_OBJECTIVE_: Return every line below as is, leaving out the pictures.

_DATA SHOWN_:
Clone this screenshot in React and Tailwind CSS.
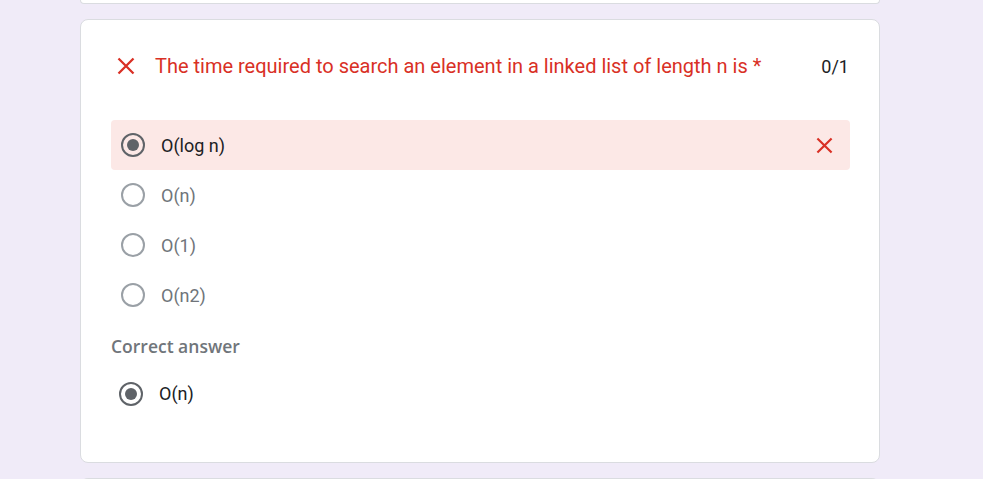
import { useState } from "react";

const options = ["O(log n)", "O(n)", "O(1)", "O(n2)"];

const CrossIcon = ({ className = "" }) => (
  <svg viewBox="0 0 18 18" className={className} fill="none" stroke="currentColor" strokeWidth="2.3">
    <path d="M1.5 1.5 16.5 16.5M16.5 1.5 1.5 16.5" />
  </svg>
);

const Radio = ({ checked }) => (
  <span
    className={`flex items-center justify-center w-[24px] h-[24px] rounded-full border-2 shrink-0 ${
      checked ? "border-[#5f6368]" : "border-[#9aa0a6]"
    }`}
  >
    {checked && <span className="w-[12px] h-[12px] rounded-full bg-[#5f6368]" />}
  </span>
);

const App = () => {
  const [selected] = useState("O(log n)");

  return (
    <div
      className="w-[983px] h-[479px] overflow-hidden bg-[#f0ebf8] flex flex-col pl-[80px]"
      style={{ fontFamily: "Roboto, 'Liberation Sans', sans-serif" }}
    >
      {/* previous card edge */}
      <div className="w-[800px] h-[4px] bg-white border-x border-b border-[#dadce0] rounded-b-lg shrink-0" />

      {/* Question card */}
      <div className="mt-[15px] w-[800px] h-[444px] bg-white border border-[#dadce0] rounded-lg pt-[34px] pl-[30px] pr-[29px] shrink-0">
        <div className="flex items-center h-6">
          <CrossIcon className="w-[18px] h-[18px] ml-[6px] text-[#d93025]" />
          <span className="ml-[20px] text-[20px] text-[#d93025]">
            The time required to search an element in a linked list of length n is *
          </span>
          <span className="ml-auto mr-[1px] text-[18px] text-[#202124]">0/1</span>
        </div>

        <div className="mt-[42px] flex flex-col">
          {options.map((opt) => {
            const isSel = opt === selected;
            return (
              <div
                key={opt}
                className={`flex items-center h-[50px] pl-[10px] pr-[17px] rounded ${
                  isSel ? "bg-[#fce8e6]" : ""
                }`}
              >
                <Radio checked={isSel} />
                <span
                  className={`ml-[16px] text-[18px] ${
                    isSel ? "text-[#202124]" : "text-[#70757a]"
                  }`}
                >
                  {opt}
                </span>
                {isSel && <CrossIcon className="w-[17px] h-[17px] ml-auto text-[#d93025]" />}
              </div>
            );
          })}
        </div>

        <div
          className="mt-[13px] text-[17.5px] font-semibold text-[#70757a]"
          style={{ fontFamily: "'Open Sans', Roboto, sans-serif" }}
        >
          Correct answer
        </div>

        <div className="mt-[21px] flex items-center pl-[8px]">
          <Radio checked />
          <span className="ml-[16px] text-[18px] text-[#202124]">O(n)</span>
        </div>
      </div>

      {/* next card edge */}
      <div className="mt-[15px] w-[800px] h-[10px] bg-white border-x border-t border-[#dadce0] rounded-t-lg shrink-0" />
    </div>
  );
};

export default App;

_OUTPUT FOR THIS TASK_:
Clone this screenshot in React and Tailwind CSS.
import { useState } from "react";

const options = ["O(log n)", "O(n)", "O(1)", "O(n2)"];

const CrossIcon = ({ className = "" }) => (
  <svg viewBox="0 0 18 18" className={className} fill="none" stroke="currentColor" strokeWidth="2.3">
    <path d="M1.5 1.5 16.5 16.5M16.5 1.5 1.5 16.5" />
  </svg>
);

const Radio = ({ checked }) => (
  <span
    className={`flex items-center justify-center w-[24px] h-[24px] rounded-full border-2 shrink-0 ${
      checked ? "border-[#5f6368]" : "border-[#9aa0a6]"
    }`}
  >
    {checked && <span className="w-[12px] h-[12px] rounded-full bg-[#5f6368]" />}
  </span>
);

const App = () => {
  const [selected] = useState("O(log n)");

  return (
    <div
      className="w-[983px] h-[479px] overflow-hidden bg-[#f0ebf8] flex flex-col pl-[80px]"
      style={{ fontFamily: "Roboto, 'Liberation Sans', sans-serif" }}
    >
      {/* previous card edge */}
      <div className="w-[800px] h-[4px] bg-white border-x border-b border-[#dadce0] rounded-b-lg shrink-0" />

      {/* Question card */}
      <div className="mt-[15px] w-[800px] h-[444px] bg-white border border-[#dadce0] rounded-lg pt-[34px] pl-[30px] pr-[29px] shrink-0">
        <div className="flex items-center h-6">
          <CrossIcon className="w-[18px] h-[18px] ml-[6px] text-[#d93025]" />
          <span className="ml-[20px] text-[20px] text-[#d93025]">
            The time required to search an element in a linked list of length n is *
          </span>
          <span className="ml-auto mr-[1px] text-[18px] text-[#202124]">0/1</span>
        </div>

        <div className="mt-[42px] flex flex-col">
          {options.map((opt) => {
            const isSel = opt === selected;
            return (
              <div
                key={opt}
                className={`flex items-center h-[50px] pl-[10px] pr-[17px] rounded ${
                  isSel ? "bg-[#fce8e6]" : ""
                }`}
              >
                <Radio checked={isSel} />
                <span
                  className={`ml-[16px] text-[18px] ${
                    isSel ? "text-[#202124]" : "text-[#70757a]"
                  }`}
                >
                  {opt}
                </span>
                {isSel && <CrossIcon className="w-[17px] h-[17px] ml-auto text-[#d93025]" />}
              </div>
            );
          })}
        </div>

        <div
          className="mt-[13px] text-[17.5px] font-semibold text-[#70757a]"
          style={{ fontFamily: "'Open Sans', Roboto, sans-serif" }}
        >
          Correct answer
        </div>

        <div className="mt-[21px] flex items-center pl-[8px]">
          <Radio checked />
          <span className="ml-[16px] text-[18px] text-[#202124]">O(n)</span>
        </div>
      </div>

      {/* next card edge */}
      <div className="mt-[15px] w-[800px] h-[10px] bg-white border-x border-t border-[#dadce0] rounded-t-lg shrink-0" />
    </div>
  );
};

export default App;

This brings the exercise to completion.